Sócio “Raça”, ele também já moveu uma ação em causa própria contra o clube por outro problema:
– A minha ação especifica foi pautada em um erro para compra de ingressos. Aconteceu comigo contra o Corinthians na Copa do Brasil, mas consegui comprar em um segundo momento, e contra o Internacional na Libertadores. Comprei para a minha namorada e para mim cinco minutos depois com o mesmo cartão, mas derrubaram a minha compra. Minha namorada deixou de ir nesse jogo para trocar comigo. E quando você vai conversar com o clube, falam que é culpa do administrador de ingresso. Mas o meu contrato é com o Flamengo, não com outra empresa.
Na tarde desta sexta-feira, o Flamengo também vai abrir a venda para o jogo de ida na Arena do Grêmio. O clube tem direito a uma carga de quatro mil ingressos, que já foram comprados pela diretoria para serem revendidos aos sócios, separados em um plano para cada dia. Porém, diferentemente do que houve nas quartas de final contra o Inter no Beira-Rio, desta vez sem prioridades para quem comprou o pacote do Brasileiro. O que motivou outras ações judiciais.
– Estou decepcionado com a oferta que o Flamengo fez para os sócios-torcedores, em comprar e apoiar ainda em junho, e simplesmente tirar essa prioridade do torcedor. Inclusive sou sócio desde 2013, vou a todos os jogos e agora não vou poder por decisão unicamente do Flamengo. Entrei com tutela de urgência para garantir tanto a prioridade em Porto Alegre quanto de uma eventual final caso o Flamengo passe – contou o advogado Vitor Lima, que é sócio do plano “Raça”, comprou o pacote do Brasileiro e também entrou em causa própria.
Outro advogado entrou com ação ao lado de um cliente. Eles pediram anonimato e serão identificados por LO e DA. Ambos são sócios do plano “Amor”, e LO chegou a comprar passagem e reservar hotel em Porto Alegre, como já havia feito contra o Inter, contando com uma prioridade de compra que acabou não sendo concedida pelo clube.
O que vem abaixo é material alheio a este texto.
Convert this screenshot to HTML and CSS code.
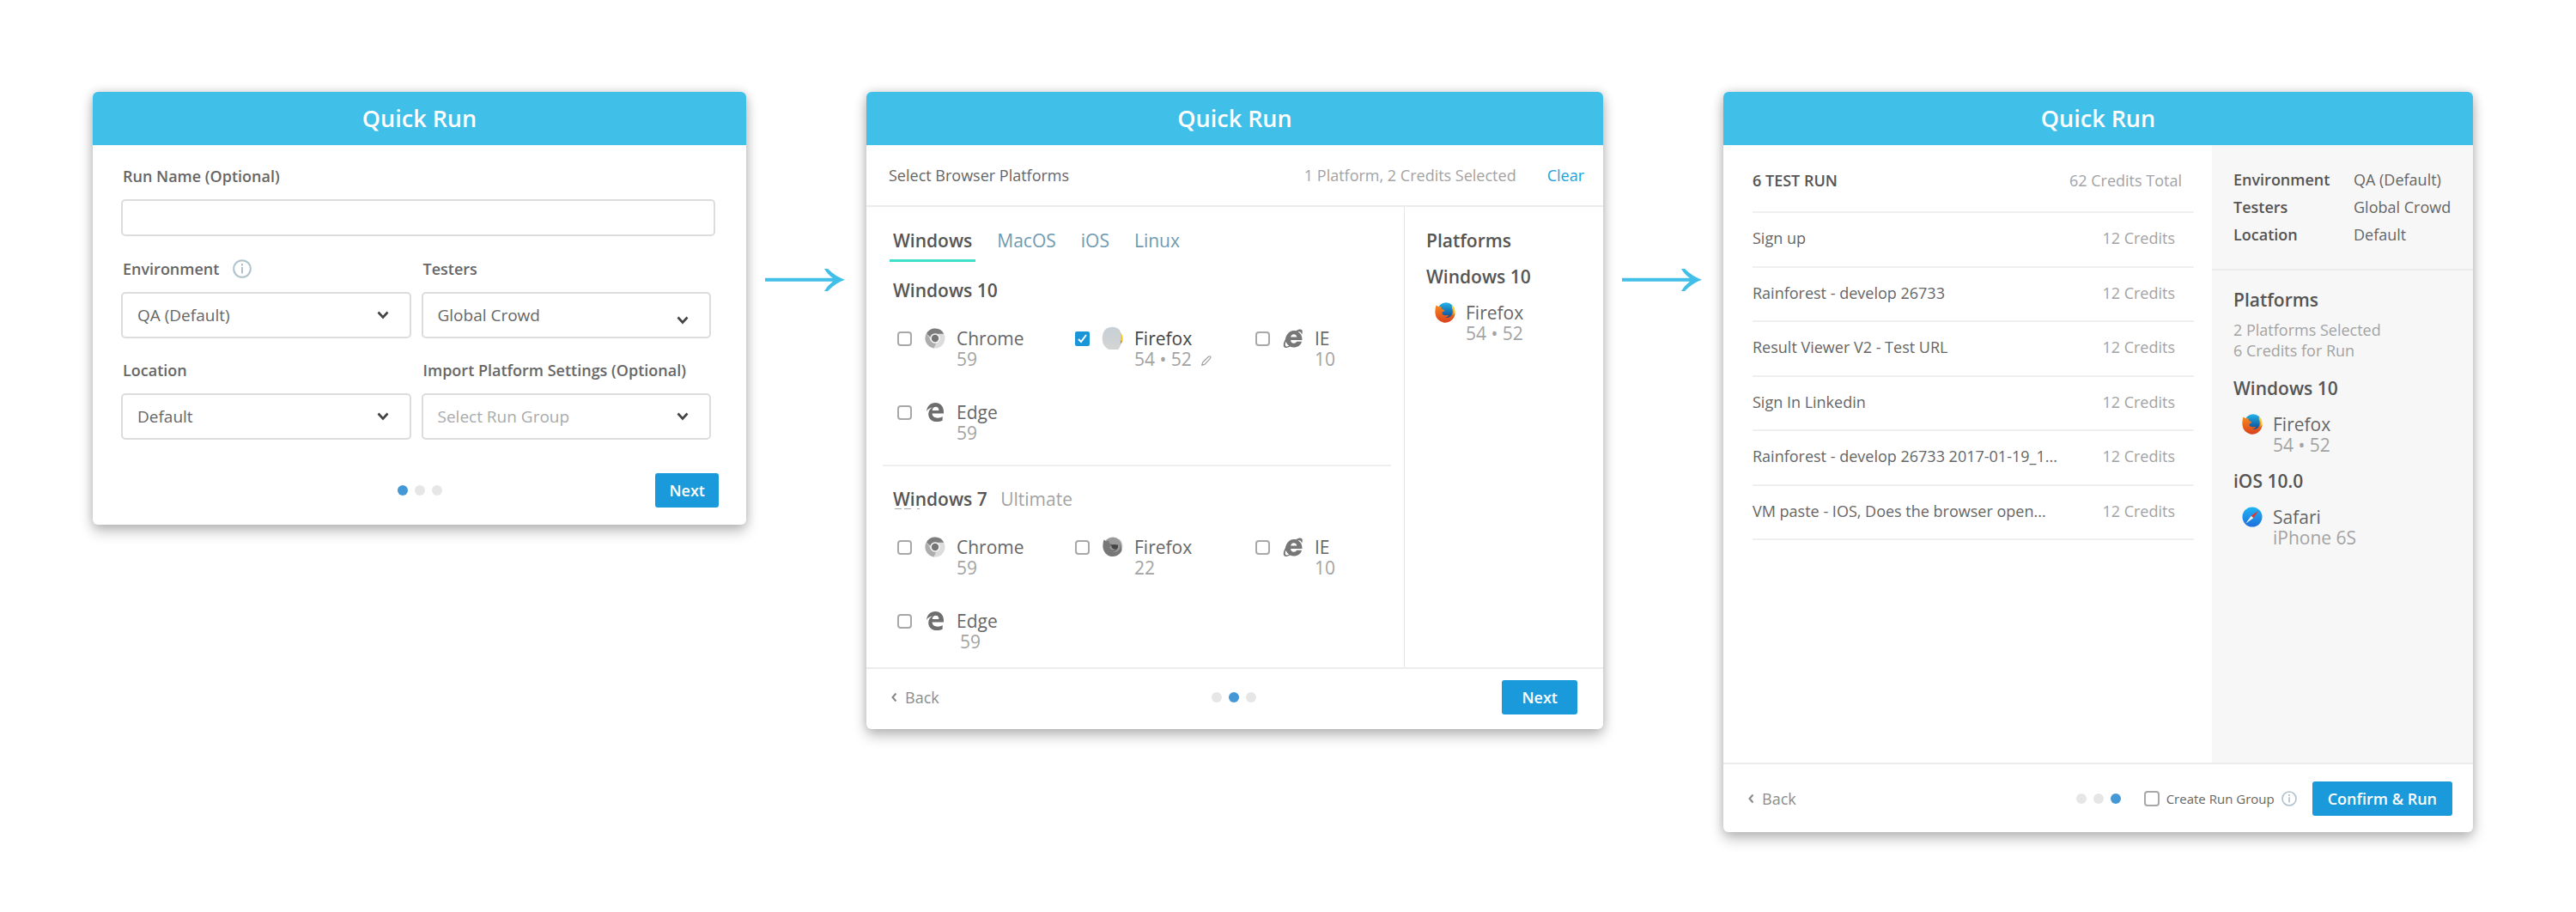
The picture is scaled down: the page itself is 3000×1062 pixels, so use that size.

Eles tentaram liminar para garantir o direito à prioridade na venda que começa nesta sexta, mas tiveram o pedido indeferido. Dessa forma, como o mérito do caso só será apreciado por um juiz após as partidas, a ação perderá o objeto e deverá ser arquivada. Dessa forma, eles já preparam um pedido de indenização para reaver os gastos e eventuais danos morais:
– No mesmo site oficial onde publicaram que não haveria prioridade contra o Grêmio, constam orientações para prioridade no jogo contra o Inter, na mesma competição e cidade. Inclusive isso está na nossa ação. Considerando que essa política seria mantida, e a gente percebeu que as passagens aéreas estavam subindo de valor, comprei passagem e fiz reserva no hotel para o jogo em Porto Alegre. Só que sem a prioridade não vou conseguir comprar ingresso. Como a tutela antecipada não foi deferida, essa ação vai perder objeto, vai ser extinta, vou ter que entrar com outra ação pedindo indenização e dano moral – contestou LO.
E até quem não é sócio-torcedor e tampouco comprou o pacote do Brasileiro também se sente prejudicado diante deste cenário. É o caso do advogado João Luiz Vieira, que foi mais um a entrar em causa própria. Ele se amparou nesse jogo contra o Grêmio no Maracanã, em que os ingressos foram dados como esgotados no site oficial antes mesmo de abrir a venda para planos inferiores, para mostrar uma preocupação futura com o público que não tem condições de se associar: – O que está em questão é a prática, que, se for perpetuada, daqui a algum tempo o direito de ir aos jogos estará cerceado. O Flamengo está praticando uma comercialização exclusiva para quem é sócio. Como aumentou demais o contingente, e a carga de ingressos em média é de 60 mil, então dificilmente quem não é sócio vai ter acesso. O objetivo é que se estabeleça uma margem para o público em geral. Não é que eu seja contra o programa, até futuramente posso virar sócio, mas não pode ter um tratamento desigual. É uma prática discriminatória. Eu vou a jogos desde que me entendo por gente, tenho 43 anos. Na ação até junto várias fotos minhas de criança no Maracanã.
Consultado sobre o tema, o Flamengo decidiu não se manifestar oficialmente e alega que todos os processos de venda são feitos com aprovação prévia do departamento jurídico. Internamente, o clube ainda avalia minuciosamente as compras realizadas até agora para o jogo do dia 23, atrás de possíveis irregularidades e erros de sistema. A ideia é buscar alternativas para dar chance de compra a todos os níveis de membros do programa de sócios-torcedores e também não sócios.